To do:
Look over the lines below. Report each one that includes the string "this".

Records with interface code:
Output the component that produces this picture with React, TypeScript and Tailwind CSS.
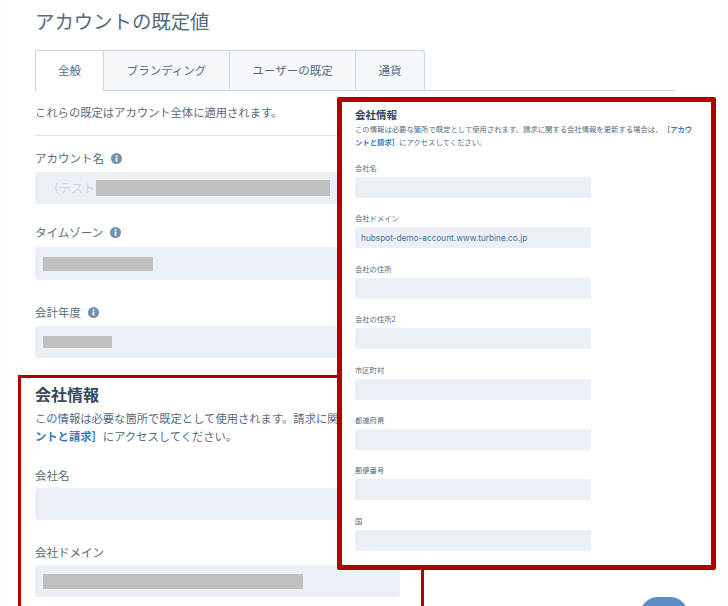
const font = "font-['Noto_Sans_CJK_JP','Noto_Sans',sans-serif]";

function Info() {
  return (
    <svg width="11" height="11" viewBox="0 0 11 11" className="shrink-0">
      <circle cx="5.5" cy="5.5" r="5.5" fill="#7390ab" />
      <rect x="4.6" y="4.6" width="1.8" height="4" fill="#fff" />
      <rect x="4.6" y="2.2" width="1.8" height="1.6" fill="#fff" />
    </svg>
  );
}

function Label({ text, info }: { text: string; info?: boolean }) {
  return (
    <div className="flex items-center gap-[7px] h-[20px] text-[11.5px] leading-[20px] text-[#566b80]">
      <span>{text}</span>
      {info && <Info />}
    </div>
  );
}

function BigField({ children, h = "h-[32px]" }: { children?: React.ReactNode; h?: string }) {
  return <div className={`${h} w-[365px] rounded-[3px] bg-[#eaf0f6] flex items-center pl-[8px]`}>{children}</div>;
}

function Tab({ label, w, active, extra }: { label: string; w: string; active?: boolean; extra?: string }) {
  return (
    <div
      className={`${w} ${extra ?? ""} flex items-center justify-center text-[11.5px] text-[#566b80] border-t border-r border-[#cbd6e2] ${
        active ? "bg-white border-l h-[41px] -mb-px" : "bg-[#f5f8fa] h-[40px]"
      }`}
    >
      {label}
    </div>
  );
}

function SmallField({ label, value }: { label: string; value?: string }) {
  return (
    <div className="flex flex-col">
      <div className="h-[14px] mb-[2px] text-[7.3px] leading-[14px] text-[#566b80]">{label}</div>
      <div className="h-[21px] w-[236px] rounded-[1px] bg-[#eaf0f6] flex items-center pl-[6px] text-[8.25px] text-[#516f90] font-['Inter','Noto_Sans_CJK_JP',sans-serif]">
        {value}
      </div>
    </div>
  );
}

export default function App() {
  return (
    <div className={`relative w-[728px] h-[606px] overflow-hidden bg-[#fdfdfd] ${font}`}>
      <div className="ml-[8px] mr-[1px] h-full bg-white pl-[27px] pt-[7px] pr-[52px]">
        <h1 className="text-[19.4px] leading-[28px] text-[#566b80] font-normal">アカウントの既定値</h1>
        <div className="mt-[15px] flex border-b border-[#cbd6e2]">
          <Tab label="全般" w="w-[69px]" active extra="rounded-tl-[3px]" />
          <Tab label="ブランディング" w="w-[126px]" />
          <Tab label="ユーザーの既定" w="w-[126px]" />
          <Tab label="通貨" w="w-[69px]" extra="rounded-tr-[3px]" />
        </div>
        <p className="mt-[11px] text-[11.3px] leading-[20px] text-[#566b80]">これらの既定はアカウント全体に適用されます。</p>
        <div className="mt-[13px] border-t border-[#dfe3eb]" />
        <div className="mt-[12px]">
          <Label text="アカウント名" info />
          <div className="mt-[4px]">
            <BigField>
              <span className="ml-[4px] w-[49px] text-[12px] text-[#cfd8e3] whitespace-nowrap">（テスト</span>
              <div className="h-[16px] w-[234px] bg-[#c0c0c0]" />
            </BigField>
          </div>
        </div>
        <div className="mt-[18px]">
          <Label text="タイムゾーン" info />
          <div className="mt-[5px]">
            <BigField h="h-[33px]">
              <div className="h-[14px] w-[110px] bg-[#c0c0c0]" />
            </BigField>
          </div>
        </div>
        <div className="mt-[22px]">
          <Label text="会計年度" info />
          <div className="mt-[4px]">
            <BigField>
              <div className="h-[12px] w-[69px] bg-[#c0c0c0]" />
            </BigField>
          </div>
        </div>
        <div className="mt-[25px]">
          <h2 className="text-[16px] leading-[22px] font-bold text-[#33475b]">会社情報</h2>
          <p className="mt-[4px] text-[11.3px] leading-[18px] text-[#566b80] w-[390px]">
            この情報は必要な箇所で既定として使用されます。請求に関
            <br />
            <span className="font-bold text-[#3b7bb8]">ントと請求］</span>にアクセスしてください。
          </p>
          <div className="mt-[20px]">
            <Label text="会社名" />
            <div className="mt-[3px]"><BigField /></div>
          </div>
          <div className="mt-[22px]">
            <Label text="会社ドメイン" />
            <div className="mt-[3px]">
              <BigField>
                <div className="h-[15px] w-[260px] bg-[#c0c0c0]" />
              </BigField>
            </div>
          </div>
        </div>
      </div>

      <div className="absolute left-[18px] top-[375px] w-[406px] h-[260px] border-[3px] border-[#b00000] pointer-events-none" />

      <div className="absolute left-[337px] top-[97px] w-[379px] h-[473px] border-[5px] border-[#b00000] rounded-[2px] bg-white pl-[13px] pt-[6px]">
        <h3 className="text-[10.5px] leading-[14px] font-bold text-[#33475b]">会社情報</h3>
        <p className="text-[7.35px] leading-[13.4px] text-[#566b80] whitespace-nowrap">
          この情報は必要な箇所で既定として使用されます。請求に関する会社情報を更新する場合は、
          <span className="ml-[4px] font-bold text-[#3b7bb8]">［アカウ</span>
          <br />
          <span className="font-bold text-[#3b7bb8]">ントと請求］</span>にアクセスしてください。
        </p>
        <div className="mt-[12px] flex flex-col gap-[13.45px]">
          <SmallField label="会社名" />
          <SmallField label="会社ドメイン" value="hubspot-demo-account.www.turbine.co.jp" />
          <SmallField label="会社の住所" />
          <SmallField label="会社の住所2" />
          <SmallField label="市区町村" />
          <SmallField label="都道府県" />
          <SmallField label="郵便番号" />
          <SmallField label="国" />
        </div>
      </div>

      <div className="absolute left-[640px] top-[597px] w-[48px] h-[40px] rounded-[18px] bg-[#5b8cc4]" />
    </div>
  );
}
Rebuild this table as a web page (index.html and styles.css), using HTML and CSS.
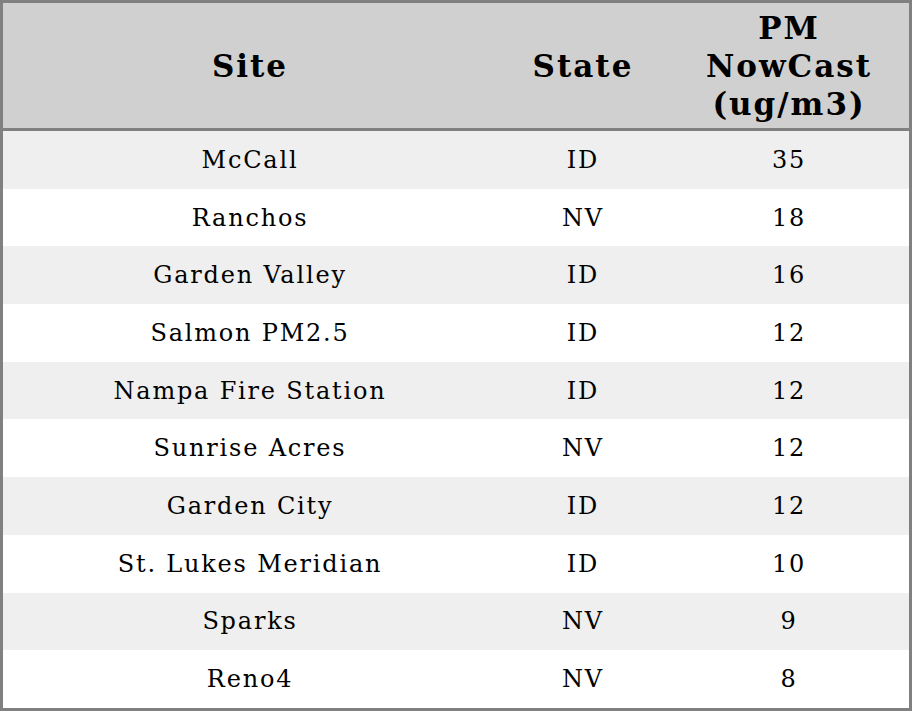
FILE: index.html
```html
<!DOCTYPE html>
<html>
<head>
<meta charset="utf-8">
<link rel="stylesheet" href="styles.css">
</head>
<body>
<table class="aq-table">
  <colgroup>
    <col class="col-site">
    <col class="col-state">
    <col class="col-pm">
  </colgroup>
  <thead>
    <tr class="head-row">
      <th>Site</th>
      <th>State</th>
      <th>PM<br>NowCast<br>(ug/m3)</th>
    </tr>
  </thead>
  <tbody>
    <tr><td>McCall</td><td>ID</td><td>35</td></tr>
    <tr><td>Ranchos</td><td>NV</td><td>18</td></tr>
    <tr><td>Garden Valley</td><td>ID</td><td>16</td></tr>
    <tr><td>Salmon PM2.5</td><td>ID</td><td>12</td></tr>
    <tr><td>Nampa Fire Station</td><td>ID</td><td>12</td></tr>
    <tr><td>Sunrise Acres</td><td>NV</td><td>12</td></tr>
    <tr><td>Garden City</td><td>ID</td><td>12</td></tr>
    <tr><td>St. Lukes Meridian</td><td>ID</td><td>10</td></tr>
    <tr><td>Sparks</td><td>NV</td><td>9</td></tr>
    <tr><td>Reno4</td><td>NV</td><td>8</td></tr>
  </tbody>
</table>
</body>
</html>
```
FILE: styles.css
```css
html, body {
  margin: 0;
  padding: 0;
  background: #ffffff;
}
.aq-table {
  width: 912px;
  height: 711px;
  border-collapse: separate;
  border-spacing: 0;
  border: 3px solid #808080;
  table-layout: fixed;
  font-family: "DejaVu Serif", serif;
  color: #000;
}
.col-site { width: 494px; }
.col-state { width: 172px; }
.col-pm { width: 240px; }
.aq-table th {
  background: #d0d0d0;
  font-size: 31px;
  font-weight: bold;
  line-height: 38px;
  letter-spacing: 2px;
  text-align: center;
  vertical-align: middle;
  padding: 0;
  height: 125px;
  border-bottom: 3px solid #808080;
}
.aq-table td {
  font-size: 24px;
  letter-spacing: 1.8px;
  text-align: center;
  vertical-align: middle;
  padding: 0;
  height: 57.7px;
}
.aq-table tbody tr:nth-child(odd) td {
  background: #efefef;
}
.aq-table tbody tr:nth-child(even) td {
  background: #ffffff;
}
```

Solution below:
Output the component that produces this picture with React, TypeScript and Tailwind CSS.
Rebuild this table as a web page (index.html and styles.css), using HTML and CSS.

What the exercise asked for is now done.